Your goal:
Show all lines holding "index".

Given information:

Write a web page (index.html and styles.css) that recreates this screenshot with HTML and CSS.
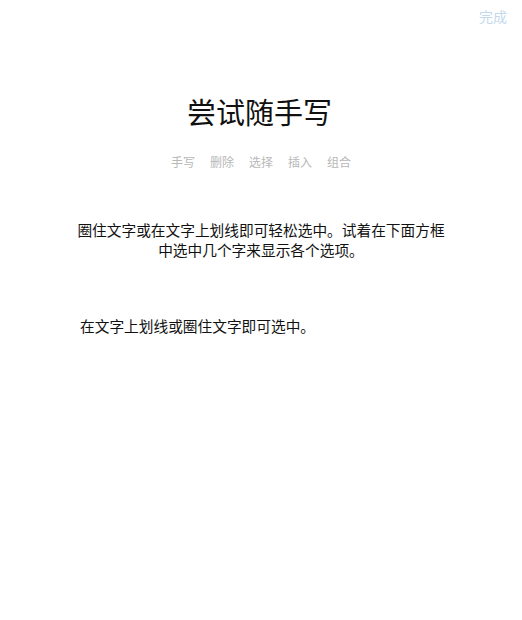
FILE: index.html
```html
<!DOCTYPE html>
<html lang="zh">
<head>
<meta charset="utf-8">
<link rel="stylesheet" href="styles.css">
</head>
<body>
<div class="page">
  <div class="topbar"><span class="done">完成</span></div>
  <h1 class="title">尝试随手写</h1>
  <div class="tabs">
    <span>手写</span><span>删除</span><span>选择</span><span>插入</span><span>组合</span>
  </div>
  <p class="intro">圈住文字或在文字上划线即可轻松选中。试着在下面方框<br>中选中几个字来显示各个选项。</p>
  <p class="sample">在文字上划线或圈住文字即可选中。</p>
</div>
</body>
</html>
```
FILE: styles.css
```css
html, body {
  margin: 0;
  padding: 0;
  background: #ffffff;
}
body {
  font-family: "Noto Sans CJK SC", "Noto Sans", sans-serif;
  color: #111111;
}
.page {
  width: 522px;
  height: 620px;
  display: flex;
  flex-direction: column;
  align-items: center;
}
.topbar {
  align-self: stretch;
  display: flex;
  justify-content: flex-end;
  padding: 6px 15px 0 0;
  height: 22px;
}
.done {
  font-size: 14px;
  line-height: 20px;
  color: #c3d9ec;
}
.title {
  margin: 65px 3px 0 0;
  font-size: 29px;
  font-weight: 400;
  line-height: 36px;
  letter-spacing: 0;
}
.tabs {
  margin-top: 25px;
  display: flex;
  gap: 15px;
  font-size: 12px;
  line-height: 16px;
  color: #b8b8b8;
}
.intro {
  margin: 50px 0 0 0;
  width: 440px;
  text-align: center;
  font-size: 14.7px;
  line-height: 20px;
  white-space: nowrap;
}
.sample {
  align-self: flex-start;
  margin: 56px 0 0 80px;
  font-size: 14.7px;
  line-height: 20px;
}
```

Answer for the task:
Write a web page (index.html and styles.css) that recreates this screenshot with HTML and CSS.
FILE: index.html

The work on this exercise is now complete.